**Web page code records:**
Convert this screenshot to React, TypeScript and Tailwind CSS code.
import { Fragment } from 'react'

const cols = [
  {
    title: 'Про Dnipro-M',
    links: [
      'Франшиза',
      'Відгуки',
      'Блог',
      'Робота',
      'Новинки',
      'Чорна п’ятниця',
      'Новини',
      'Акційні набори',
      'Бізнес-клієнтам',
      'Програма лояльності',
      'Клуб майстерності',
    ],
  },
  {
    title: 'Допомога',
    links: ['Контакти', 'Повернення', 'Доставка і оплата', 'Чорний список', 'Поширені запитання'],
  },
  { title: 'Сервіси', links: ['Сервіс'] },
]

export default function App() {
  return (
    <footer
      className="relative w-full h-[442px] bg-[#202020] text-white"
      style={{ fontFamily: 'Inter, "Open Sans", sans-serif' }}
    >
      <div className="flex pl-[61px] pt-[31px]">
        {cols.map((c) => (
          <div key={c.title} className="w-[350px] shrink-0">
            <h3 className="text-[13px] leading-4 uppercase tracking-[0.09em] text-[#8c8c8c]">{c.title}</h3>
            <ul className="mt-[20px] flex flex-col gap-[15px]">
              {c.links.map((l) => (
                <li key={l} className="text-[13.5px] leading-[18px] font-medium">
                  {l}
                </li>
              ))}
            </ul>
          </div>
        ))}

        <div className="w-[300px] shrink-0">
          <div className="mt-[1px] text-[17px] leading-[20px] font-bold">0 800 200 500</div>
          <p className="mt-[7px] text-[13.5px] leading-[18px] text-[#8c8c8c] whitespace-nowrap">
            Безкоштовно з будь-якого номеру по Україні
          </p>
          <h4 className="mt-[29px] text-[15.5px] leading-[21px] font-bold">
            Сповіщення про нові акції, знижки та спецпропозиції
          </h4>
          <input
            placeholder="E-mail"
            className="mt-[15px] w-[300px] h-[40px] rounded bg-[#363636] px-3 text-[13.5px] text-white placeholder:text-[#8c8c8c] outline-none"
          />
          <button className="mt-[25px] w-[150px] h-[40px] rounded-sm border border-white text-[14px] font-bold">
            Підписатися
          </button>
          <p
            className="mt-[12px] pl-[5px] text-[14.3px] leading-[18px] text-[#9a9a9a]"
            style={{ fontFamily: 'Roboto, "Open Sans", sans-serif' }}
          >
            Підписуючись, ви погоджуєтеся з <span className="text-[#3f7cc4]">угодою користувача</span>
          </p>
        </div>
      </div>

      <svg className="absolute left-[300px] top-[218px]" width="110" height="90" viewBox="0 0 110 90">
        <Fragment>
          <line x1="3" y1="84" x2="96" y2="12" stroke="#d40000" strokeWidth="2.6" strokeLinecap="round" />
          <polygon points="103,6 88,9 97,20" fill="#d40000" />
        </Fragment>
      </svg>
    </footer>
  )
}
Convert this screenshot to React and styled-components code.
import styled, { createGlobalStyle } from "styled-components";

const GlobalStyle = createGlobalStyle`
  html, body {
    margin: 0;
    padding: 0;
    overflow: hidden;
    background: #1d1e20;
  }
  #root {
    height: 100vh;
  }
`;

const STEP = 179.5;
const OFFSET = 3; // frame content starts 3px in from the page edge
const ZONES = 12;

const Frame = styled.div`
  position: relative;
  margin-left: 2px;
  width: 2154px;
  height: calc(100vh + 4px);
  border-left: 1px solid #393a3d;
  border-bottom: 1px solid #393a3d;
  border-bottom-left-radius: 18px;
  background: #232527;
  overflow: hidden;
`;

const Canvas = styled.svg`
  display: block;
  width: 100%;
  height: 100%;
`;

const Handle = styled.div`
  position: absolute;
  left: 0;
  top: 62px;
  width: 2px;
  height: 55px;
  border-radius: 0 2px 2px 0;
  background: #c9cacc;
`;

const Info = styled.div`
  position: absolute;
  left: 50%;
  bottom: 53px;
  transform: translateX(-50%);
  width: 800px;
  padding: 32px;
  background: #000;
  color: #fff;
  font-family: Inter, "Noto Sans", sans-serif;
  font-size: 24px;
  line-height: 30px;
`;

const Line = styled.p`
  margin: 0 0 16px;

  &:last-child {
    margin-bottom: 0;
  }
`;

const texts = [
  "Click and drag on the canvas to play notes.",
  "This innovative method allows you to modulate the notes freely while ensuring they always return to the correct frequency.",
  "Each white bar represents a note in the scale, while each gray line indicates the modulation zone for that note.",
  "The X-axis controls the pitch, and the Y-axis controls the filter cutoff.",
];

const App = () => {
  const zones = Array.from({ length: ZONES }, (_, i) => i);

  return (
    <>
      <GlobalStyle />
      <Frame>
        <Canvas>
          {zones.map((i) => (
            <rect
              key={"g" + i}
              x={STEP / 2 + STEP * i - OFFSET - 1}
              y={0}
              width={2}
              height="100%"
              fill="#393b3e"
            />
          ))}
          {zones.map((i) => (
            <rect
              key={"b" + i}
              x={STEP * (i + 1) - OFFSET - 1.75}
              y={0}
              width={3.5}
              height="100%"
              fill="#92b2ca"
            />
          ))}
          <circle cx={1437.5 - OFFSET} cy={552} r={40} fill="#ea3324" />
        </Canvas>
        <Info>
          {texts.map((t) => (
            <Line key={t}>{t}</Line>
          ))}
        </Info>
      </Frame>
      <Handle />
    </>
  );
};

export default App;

**SET EXERCISE:**
All records above must be set down exactly, please.

**COMPLETE RESPONSE:**
Convert this screenshot to React, TypeScript and Tailwind CSS code.
import { Fragment } from 'react'

const cols = [
  {
    title: 'Про Dnipro-M',
    links: [
      'Франшиза',
      'Відгуки',
      'Блог',
      'Робота',
      'Новинки',
      'Чорна п’ятниця',
      'Новини',
      'Акційні набори',
      'Бізнес-клієнтам',
      'Програма лояльності',
      'Клуб майстерності',
    ],
  },
  {
    title: 'Допомога',
    links: ['Контакти', 'Повернення', 'Доставка і оплата', 'Чорний список', 'Поширені запитання'],
  },
  { title: 'Сервіси', links: ['Сервіс'] },
]

export default function App() {
  return (
    <footer
      className="relative w-full h-[442px] bg-[#202020] text-white"
      style={{ fontFamily: 'Inter, "Open Sans", sans-serif' }}
    >
      <div className="flex pl-[61px] pt-[31px]">
        {cols.map((c) => (
          <div key={c.title} className="w-[350px] shrink-0">
            <h3 className="text-[13px] leading-4 uppercase tracking-[0.09em] text-[#8c8c8c]">{c.title}</h3>
            <ul className="mt-[20px] flex flex-col gap-[15px]">
              {c.links.map((l) => (
                <li key={l} className="text-[13.5px] leading-[18px] font-medium">
                  {l}
                </li>
              ))}
            </ul>
          </div>
        ))}

        <div className="w-[300px] shrink-0">
          <div className="mt-[1px] text-[17px] leading-[20px] font-bold">0 800 200 500</div>
          <p className="mt-[7px] text-[13.5px] leading-[18px] text-[#8c8c8c] whitespace-nowrap">
            Безкоштовно з будь-якого номеру по Україні
          </p>
          <h4 className="mt-[29px] text-[15.5px] leading-[21px] font-bold">
            Сповіщення про нові акції, знижки та спецпропозиції
          </h4>
          <input
            placeholder="E-mail"
            className="mt-[15px] w-[300px] h-[40px] rounded bg-[#363636] px-3 text-[13.5px] text-white placeholder:text-[#8c8c8c] outline-none"
          />
          <button className="mt-[25px] w-[150px] h-[40px] rounded-sm border border-white text-[14px] font-bold">
            Підписатися
          </button>
          <p
            className="mt-[12px] pl-[5px] text-[14.3px] leading-[18px] text-[#9a9a9a]"
            style={{ fontFamily: 'Roboto, "Open Sans", sans-serif' }}
          >
            Підписуючись, ви погоджуєтеся з <span className="text-[#3f7cc4]">угодою користувача</span>
          </p>
        </div>
      </div>

      <svg className="absolute left-[300px] top-[218px]" width="110" height="90" viewBox="0 0 110 90">
        <Fragment>
          <line x1="3" y1="84" x2="96" y2="12" stroke="#d40000" strokeWidth="2.6" strokeLinecap="round" />
          <polygon points="103,6 88,9 97,20" fill="#d40000" />
        </Fragment>
      </svg>
    </footer>
  )
}
Convert this screenshot to React and styled-components code.
import styled, { createGlobalStyle } from "styled-components";

const GlobalStyle = createGlobalStyle`
  html, body {
    margin: 0;
    padding: 0;
    overflow: hidden;
    background: #1d1e20;
  }
  #root {
    height: 100vh;
  }
`;

const STEP = 179.5;
const OFFSET = 3; // frame content starts 3px in from the page edge
const ZONES = 12;

const Frame = styled.div`
  position: relative;
  margin-left: 2px;
  width: 2154px;
  height: calc(100vh + 4px);
  border-left: 1px solid #393a3d;
  border-bottom: 1px solid #393a3d;
  border-bottom-left-radius: 18px;
  background: #232527;
  overflow: hidden;
`;

const Canvas = styled.svg`
  display: block;
  width: 100%;
  height: 100%;
`;

const Handle = styled.div`
  position: absolute;
  left: 0;
  top: 62px;
  width: 2px;
  height: 55px;
  border-radius: 0 2px 2px 0;
  background: #c9cacc;
`;

const Info = styled.div`
  position: absolute;
  left: 50%;
  bottom: 53px;
  transform: translateX(-50%);
  width: 800px;
  padding: 32px;
  background: #000;
  color: #fff;
  font-family: Inter, "Noto Sans", sans-serif;
  font-size: 24px;
  line-height: 30px;
`;

const Line = styled.p`
  margin: 0 0 16px;

  &:last-child {
    margin-bottom: 0;
  }
`;

const texts = [
  "Click and drag on the canvas to play notes.",
  "This innovative method allows you to modulate the notes freely while ensuring they always return to the correct frequency.",
  "Each white bar represents a note in the scale, while each gray line indicates the modulation zone for that note.",
  "The X-axis controls the pitch, and the Y-axis controls the filter cutoff.",
];

const App = () => {
  const zones = Array.from({ length: ZONES }, (_, i) => i);

  return (
    <>
      <GlobalStyle />
      <Frame>
        <Canvas>
          {zones.map((i) => (
            <rect
              key={"g" + i}
              x={STEP / 2 + STEP * i - OFFSET - 1}
              y={0}
              width={2}
              height="100%"
              fill="#393b3e"
            />
          ))}
          {zones.map((i) => (
            <rect
              key={"b" + i}
              x={STEP * (i + 1) - OFFSET - 1.75}
              y={0}
              width={3.5}
              height="100%"
              fill="#92b2ca"
            />
          ))}
          <circle cx={1437.5 - OFFSET} cy={552} r={40} fill="#ea3324" />
        </Canvas>
        <Info>
          {texts.map((t) => (
            <Line key={t}>{t}</Line>
          ))}
        </Info>
      </Frame>
      <Handle />
    </>
  );
};

export default App;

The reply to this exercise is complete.